● **Required work**:
Omit every picture and write out the rest of the records exactly.

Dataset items
·····

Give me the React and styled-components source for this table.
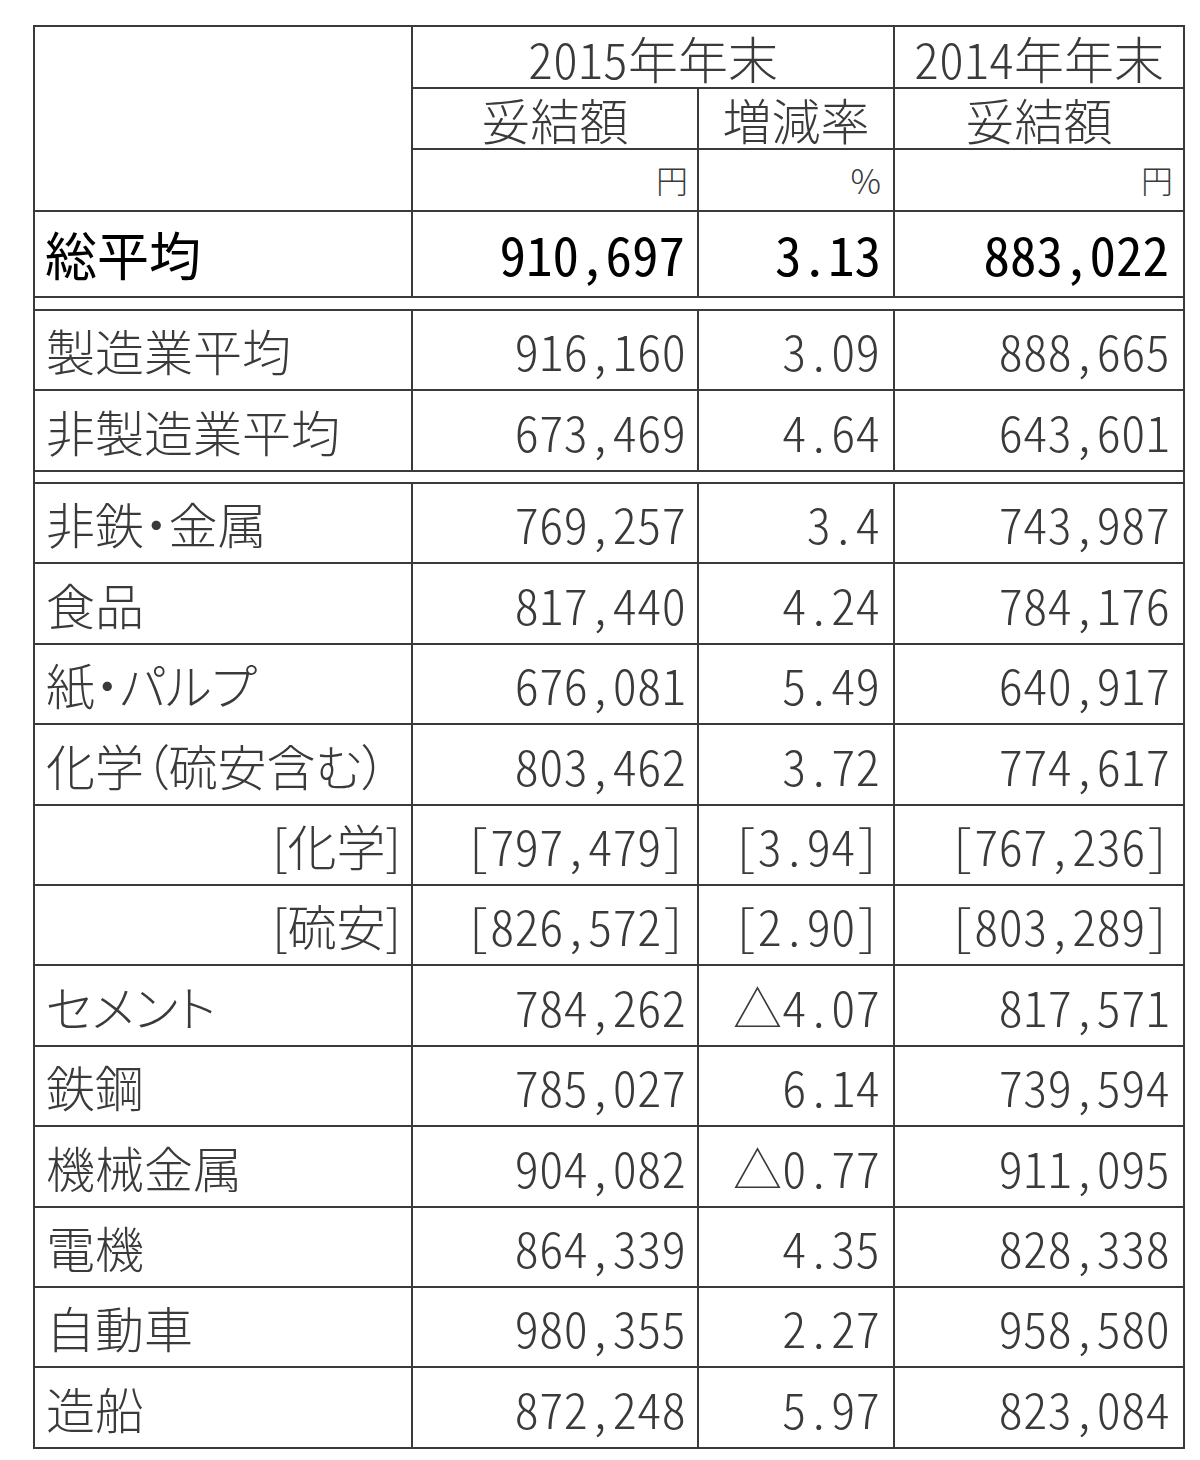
import React from "react";
import styled, { createGlobalStyle } from "styled-components";

const line = "#3a3a3a";

const GlobalStyle = createGlobalStyle`
  body {
    margin: 0;
    background: #ffffff;
  }
`;

const Page = styled.div`
  padding: 25px 0 0 33px;
  font-family: "Noto Sans CJK JP", "Noto Sans", sans-serif;
`;

const Table = styled.table`
  border-collapse: collapse;
  table-layout: fixed;
  width: 1150px;
  color: #333;
`;

const Row = styled.tr`
  height: ${(p) => p.$h}px;
`;

const Cell = styled.td`
  border: 2px solid ${line};
  padding: 0 ${(p) => (p.$pad != null ? p.$pad : 13)}px;
  text-align: ${(p) => p.$align || "right"};
  font-size: ${(p) => p.$size || 49}px;
  font-weight: ${(p) => (p.$bold ? 400 : 300)};
  color: ${(p) => (p.$bold ? "#000" : "#3a3a3a")};
  line-height: 1.05;
  white-space: nowrap;
  vertical-align: middle;
  font-feature-settings: ${(p) => (p.$label ? '"palt" 1' : '"hwid" 1')};
`;

const Gap = styled.td`
  border-left: 2px solid ${line};
  border-right: 2px solid ${line};
  padding: 0;
`;

const summary = [
  ["製造業平均", "916,160", "3.09", "888,665"],
  ["非製造業平均", "673,469", "4.64", "643,601"],
];

const sectors = [
  ["非鉄・金属", "769,257", "3.4", "743,987"],
  ["食品", "817,440", "4.24", "784,176"],
  ["紙・パルプ", "676,081", "5.49", "640,917"],
  ["化学（硫安含む）", "803,462", "3.72", "774,617"],
  ["[化学]", "[797,479]", "[3.94]", "[767,236]", true],
  ["[硫安]", "[826,572]", "[2.90]", "[803,289]", true],
  ["セメント", "784,262", "△4.07", "817,571"],
  ["鉄鋼", "785,027", "6.14", "739,594"],
  ["機械金属", "904,082", "△0.77", "911,095"],
  ["電機", "864,339", "4.35", "828,338"],
  ["自動車", "980,355", "2.27", "958,580"],
  ["造船", "872,248", "5.97", "823,084"],
];

const DataRow = ({ h, item }) => {
  const [label, a, b, c, sub] = item;
  return (
    <Row $h={h}>
      <Cell $label $align={sub ? "right" : "left"} $pad={sub ? 10 : 11}>
        {label}
      </Cell>
      <Cell $pad={11}>{a}</Cell>
      <Cell>{b}</Cell>
      <Cell>{c}</Cell>
    </Row>
  );
};

export default function App() {
  return (
    <Page>
      <GlobalStyle />
      <Table>
        <colgroup>
          <col style={{ width: 378 }} />
          <col style={{ width: 286 }} />
          <col style={{ width: 196 }} />
          <col style={{ width: 290 }} />
        </colgroup>
        <tbody>
          <Row $h={62}>
            <Cell rowSpan={3} />
            <Cell colSpan={2} $align="center" $size={50}>
              2015年年末
            </Cell>
            <Cell $align="center" $size={50} $pad={4}>
              2014年年末
            </Cell>
          </Row>
          <Row $h={61}>
            <Cell $align="center">妥結額</Cell>
            <Cell $align="center">増減率</Cell>
            <Cell $align="center">妥結額</Cell>
          </Row>
          <Row $h={62}>
            <Cell $size={32} $pad={9}>円</Cell>
            <Cell $label $size={34} $pad={12}>%</Cell>
            <Cell $size={32} $pad={10}>円</Cell>
          </Row>
          <Row $h={86}>
            <Cell $label $bold $align="left" $size={52} $pad={10}>
              総平均
            </Cell>
            <Cell $bold $size={53} $pad={12}>910,697</Cell>
            <Cell $bold $size={53} $pad={12}>3.13</Cell>
            <Cell $bold $size={53} $pad={14}>883,022</Cell>
          </Row>
          <Row $h={13}>
            <Gap colSpan={4} />
          </Row>
          {summary.map((item, i) => (
            <DataRow key={item[0]} h={i === 0 ? 80 : 81} item={item} />
          ))}
          <Row $h={12}>
            <Gap colSpan={4} />
          </Row>
          {sectors.map((item) => (
            <DataRow key={item[0]} h={80.4} item={item} />
          ))}
        </tbody>
      </Table>
    </Page>
  );
}
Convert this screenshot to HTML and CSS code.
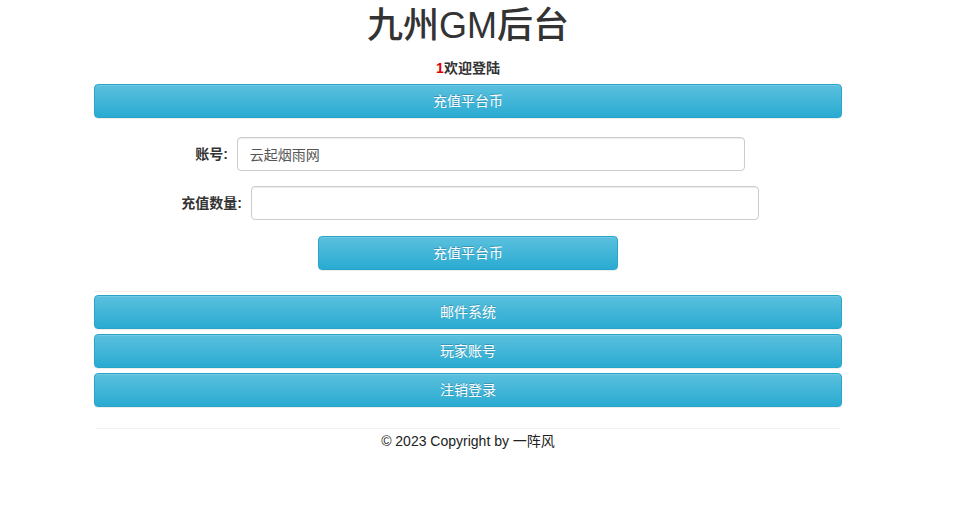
FILE: index.html
```html
<!DOCTYPE html>
<html lang="zh-CN">
<head>
<meta charset="utf-8">
<title>九州GM后台</title>
<link rel="stylesheet" href="styles.css">
</head>
<body>
<div class="page">
  <h1 class="title">九州GM后台</h1>
  <p class="welcome"><span class="num">1</span>欢迎登陆</p>
  <button class="btn btn-block">充值平台币</button>
  <form class="recharge">
    <div class="field">
      <label class="label">账号:</label>
      <input class="input" type="text" value="云起烟雨网">
    </div>
    <div class="field">
      <label class="label">充值数量:</label>
      <input class="input" type="text" value="">
    </div>
    <div class="field">
      <button type="button" class="btn btn-submit">充值平台币</button>
    </div>
  </form>
  <hr class="rule rule-top">
  <div class="menu">
    <button class="btn btn-block">邮件系统</button>
    <button class="btn btn-block">玩家账号</button>
    <button class="btn btn-block">注销登录</button>
  </div>
  <hr class="rule rule-foot">
  <footer class="footer">© 2023 Copyright by 一阵风</footer>
</div>
</body>
</html>
```

FILE: styles.css
```css
* { box-sizing: border-box; }
html, body { margin: 0; padding: 0; background: #fff; }
body {
  font-family: "Liberation Sans", Arial, "Noto Sans CJK SC", sans-serif;
  font-size: 14px;
  line-height: 20px;
  color: #333;
}
.page {
  width: 748px;
  margin: 0 0 0 94px;
}
.title {
  margin: 6px 0 0;
  font-size: 36px;
  line-height: 40px;
  font-weight: 500;
  text-align: center;
  color: #333;
}
.welcome {
  margin: 12px 0 0;
  font-weight: bold;
  text-align: center;
  color: #333;
}
.num { color: #e00000; }
.btn {
  display: inline-block;
  height: 34px;
  padding: 6px 12px;
  font-family: inherit;
  font-size: 14px;
  line-height: 20px;
  color: #fff;
  text-align: center;
  background-image: linear-gradient(to bottom, #5bc0de 0, #2aabd2 100%);
  border: 1px solid #28a4c9;
  border-radius: 4px;
  text-shadow: 0 -1px 0 rgba(0,0,0,.2);
  box-shadow: inset 0 1px 0 rgba(255,255,255,.15), 0 1px 1px rgba(0,0,0,.075);
  cursor: pointer;
}
.btn-block {
  display: block;
  width: 100%;
}
.page > .btn-block { margin-top: 6px; }
.recharge {
  margin-top: 19px;
}
.field {
  display: flex;
  justify-content: center;
  align-items: center;
  gap: 9px;
  margin-bottom: 15px;
}
.label {
  padding-left: 4px;
  font-weight: bold;
  color: #333;
}
.input {
  width: 508px;
  height: 34px;
  padding: 6px 12px;
  font-family: inherit;
  font-size: 14px;
  line-height: 20px;
  color: #555;
  background: #fff;
  border: 1px solid #ccc;
  border-radius: 4px;
  box-shadow: inset 0 1px 1px rgba(0,0,0,.075);
}
.btn-submit {
  width: 300px;
  margin-top: 1px;
}
.recharge .field:last-child { margin-bottom: 0; }
.rule {
  border: 0;
  border-top: 1px solid #f0f0f0;
  margin: 0;
}
.rule-top { margin-top: 21px; }
.menu {
  margin-top: 3px;
  display: flex;
  flex-direction: column;
  gap: 5px;
}
.rule-foot {
  margin: 21px 2px 0;
  border-top-color: #f2f2f2;
}
.footer {
  margin-top: 2px;
  text-align: center;
  color: #222;
}
```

·····

● **Response for this exercise**:
Give me the React and styled-components source for this table.
import React from "react";
import styled, { createGlobalStyle } from "styled-components";

const line = "#3a3a3a";

const GlobalStyle = createGlobalStyle`
  body {
    margin: 0;
    background: #ffffff;
  }
`;

const Page = styled.div`
  padding: 25px 0 0 33px;
  font-family: "Noto Sans CJK JP", "Noto Sans", sans-serif;
`;

const Table = styled.table`
  border-collapse: collapse;
  table-layout: fixed;
  width: 1150px;
  color: #333;
`;

const Row = styled.tr`
  height: ${(p) => p.$h}px;
`;

const Cell = styled.td`
  border: 2px solid ${line};
  padding: 0 ${(p) => (p.$pad != null ? p.$pad : 13)}px;
  text-align: ${(p) => p.$align || "right"};
  font-size: ${(p) => p.$size || 49}px;
  font-weight: ${(p) => (p.$bold ? 400 : 300)};
  color: ${(p) => (p.$bold ? "#000" : "#3a3a3a")};
  line-height: 1.05;
  white-space: nowrap;
  vertical-align: middle;
  font-feature-settings: ${(p) => (p.$label ? '"palt" 1' : '"hwid" 1')};
`;

const Gap = styled.td`
  border-left: 2px solid ${line};
  border-right: 2px solid ${line};
  padding: 0;
`;

const summary = [
  ["製造業平均", "916,160", "3.09", "888,665"],
  ["非製造業平均", "673,469", "4.64", "643,601"],
];

const sectors = [
  ["非鉄・金属", "769,257", "3.4", "743,987"],
  ["食品", "817,440", "4.24", "784,176"],
  ["紙・パルプ", "676,081", "5.49", "640,917"],
  ["化学（硫安含む）", "803,462", "3.72", "774,617"],
  ["[化学]", "[797,479]", "[3.94]", "[767,236]", true],
  ["[硫安]", "[826,572]", "[2.90]", "[803,289]", true],
  ["セメント", "784,262", "△4.07", "817,571"],
  ["鉄鋼", "785,027", "6.14", "739,594"],
  ["機械金属", "904,082", "△0.77", "911,095"],
  ["電機", "864,339", "4.35", "828,338"],
  ["自動車", "980,355", "2.27", "958,580"],
  ["造船", "872,248", "5.97", "823,084"],
];

const DataRow = ({ h, item }) => {
  const [label, a, b, c, sub] = item;
  return (
    <Row $h={h}>
      <Cell $label $align={sub ? "right" : "left"} $pad={sub ? 10 : 11}>
        {label}
      </Cell>
      <Cell $pad={11}>{a}</Cell>
      <Cell>{b}</Cell>
      <Cell>{c}</Cell>
    </Row>
  );
};

export default function App() {
  return (
    <Page>
      <GlobalStyle />
      <Table>
        <colgroup>
          <col style={{ width: 378 }} />
          <col style={{ width: 286 }} />
          <col style={{ width: 196 }} />
          <col style={{ width: 290 }} />
        </colgroup>
        <tbody>
          <Row $h={62}>
            <Cell rowSpan={3} />
            <Cell colSpan={2} $align="center" $size={50}>
              2015年年末
            </Cell>
            <Cell $align="center" $size={50} $pad={4}>
              2014年年末
            </Cell>
          </Row>
          <Row $h={61}>
            <Cell $align="center">妥結額</Cell>
            <Cell $align="center">増減率</Cell>
            <Cell $align="center">妥結額</Cell>
          </Row>
          <Row $h={62}>
            <Cell $size={32} $pad={9}>円</Cell>
            <Cell $label $size={34} $pad={12}>%</Cell>
            <Cell $size={32} $pad={10}>円</Cell>
          </Row>
          <Row $h={86}>
            <Cell $label $bold $align="left" $size={52} $pad={10}>
              総平均
            </Cell>
            <Cell $bold $size={53} $pad={12}>910,697</Cell>
            <Cell $bold $size={53} $pad={12}>3.13</Cell>
            <Cell $bold $size={53} $pad={14}>883,022</Cell>
          </Row>
          <Row $h={13}>
            <Gap colSpan={4} />
          </Row>
          {summary.map((item, i) => (
            <DataRow key={item[0]} h={i === 0 ? 80 : 81} item={item} />
          ))}
          <Row $h={12}>
            <Gap colSpan={4} />
          </Row>
          {sectors.map((item) => (
            <DataRow key={item[0]} h={80.4} item={item} />
          ))}
        </tbody>
      </Table>
    </Page>
  );
}
Convert this screenshot to HTML and CSS code.
FILE: index.html
```html
<!DOCTYPE html>
<html lang="zh-CN">
<head>
<meta charset="utf-8">
<title>九州GM后台</title>
<link rel="stylesheet" href="styles.css">
</head>
<body>
<div class="page">
  <h1 class="title">九州GM后台</h1>
  <p class="welcome"><span class="num">1</span>欢迎登陆</p>
  <button class="btn btn-block">充值平台币</button>
  <form class="recharge">
    <div class="field">
      <label class="label">账号:</label>
      <input class="input" type="text" value="云起烟雨网">
    </div>
    <div class="field">
      <label class="label">充值数量:</label>
      <input class="input" type="text" value="">
    </div>
    <div class="field">
      <button type="button" class="btn btn-submit">充值平台币</button>
    </div>
  </form>
  <hr class="rule rule-top">
  <div class="menu">
    <button class="btn btn-block">邮件系统</button>
    <button class="btn btn-block">玩家账号</button>
    <button class="btn btn-block">注销登录</button>
  </div>
  <hr class="rule rule-foot">
  <footer class="footer">© 2023 Copyright by 一阵风</footer>
</div>
</body>
</html>
```

FILE: styles.css
```css
* { box-sizing: border-box; }
html, body { margin: 0; padding: 0; background: #fff; }
body {
  font-family: "Liberation Sans", Arial, "Noto Sans CJK SC", sans-serif;
  font-size: 14px;
  line-height: 20px;
  color: #333;
}
.page {
  width: 748px;
  margin: 0 0 0 94px;
}
.title {
  margin: 6px 0 0;
  font-size: 36px;
  line-height: 40px;
  font-weight: 500;
  text-align: center;
  color: #333;
}
.welcome {
  margin: 12px 0 0;
  font-weight: bold;
  text-align: center;
  color: #333;
}
.num { color: #e00000; }
.btn {
  display: inline-block;
  height: 34px;
  padding: 6px 12px;
  font-family: inherit;
  font-size: 14px;
  line-height: 20px;
  color: #fff;
  text-align: center;
  background-image: linear-gradient(to bottom, #5bc0de 0, #2aabd2 100%);
  border: 1px solid #28a4c9;
  border-radius: 4px;
  text-shadow: 0 -1px 0 rgba(0,0,0,.2);
  box-shadow: inset 0 1px 0 rgba(255,255,255,.15), 0 1px 1px rgba(0,0,0,.075);
  cursor: pointer;
}
.btn-block {
  display: block;
  width: 100%;
}
.page > .btn-block { margin-top: 6px; }
.recharge {
  margin-top: 19px;
}
.field {
  display: flex;
  justify-content: center;
  align-items: center;
  gap: 9px;
  margin-bottom: 15px;
}
.label {
  padding-left: 4px;
  font-weight: bold;
  color: #333;
}
.input {
  width: 508px;
  height: 34px;
  padding: 6px 12px;
  font-family: inherit;
  font-size: 14px;
  line-height: 20px;
  color: #555;
  background: #fff;
  border: 1px solid #ccc;
  border-radius: 4px;
  box-shadow: inset 0 1px 1px rgba(0,0,0,.075);
}
.btn-submit {
  width: 300px;
  margin-top: 1px;
}
.recharge .field:last-child { margin-bottom: 0; }
.rule {
  border: 0;
  border-top: 1px solid #f0f0f0;
  margin: 0;
}
.rule-top { margin-top: 21px; }
.menu {
  margin-top: 3px;
  display: flex;
  flex-direction: column;
  gap: 5px;
}
.rule-foot {
  margin: 21px 2px 0;
  border-top-color: #f2f2f2;
}
.footer {
  margin-top: 2px;
  text-align: center;
  color: #222;
}
```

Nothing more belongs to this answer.